L’Afrique est donc un enjeu tout particulier pour vous mais Marseille n’est-elle pas aussi la porte de l’Orient?
Ceci n’est pas contradictoire, tout au contraire. Notre connexion privilégiée à l’Afrique est un atout qui ouvre l’économie à d’autres opportunités, en particulier vers l’Asie. La Chine a relancé l’idée de la route de la soie, à savoir la mise en place de comptoirs. Nous avons compris l’importance de cette démarche. Une grande métropole doit être reconnue internationalement. Nous devons être présents sur l’Afrique, la Chine et plus largement l’Asie et l’Amérique, sachant que je pense que nous avons beaucoup d’opportunités à saisir avec l’Amérique du Sud. Sur le bassin méditerranéen, seules trois villes portuaires sont à ce stade mises en exergue dans le Belt and Road Initiative: Athènes, Venise et Marseille, ce qui devrait permettre à Marseille-Fos de soutenir la concurrence des grands ports ouest méditerranéens que sont Gènes et Barcelone. Des entreprises chinoises, telle Quechen, ont bien compris la pertinence de s’installer sur notre territoire pour rayonner en Europe et en Afrique. Nous pouvons donc capter des investissements, des flux de marchandises et de personnes, mais aussi des flux de formation.

Comment enfin ne pas évoquer la victoire de la France à la Coupe du Monde de football?

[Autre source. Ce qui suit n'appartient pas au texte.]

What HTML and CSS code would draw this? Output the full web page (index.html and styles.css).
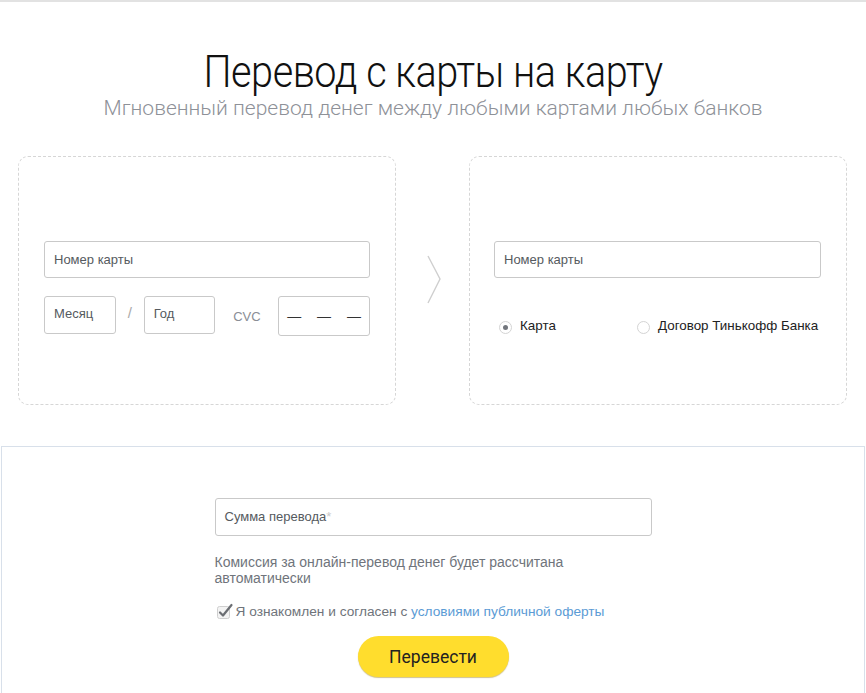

C’est la victoire d’une méthode instaurée par Didier Deschamps et le savoir-faire d’une jeunesse multiculturelle, une jeunesse française qui a osé partir à la conquête d’un titre. Cela grâce à un entraîneur qui a fait primer le collectif sur l’individuel et fait accepter cela par son groupe. C’est aussi une jeunesse qui a su prendre du plaisir dans cette épopée collective. Et, pour la deuxième fois, nous voyons la diversité nous faire gagner, créant de la joie, de la ferveur et de la fierté d’être Français dans toutes les couches de la population. La méthode Deschamps est à mettre en pratique dans toutes les entreprises, sur tout le territoire.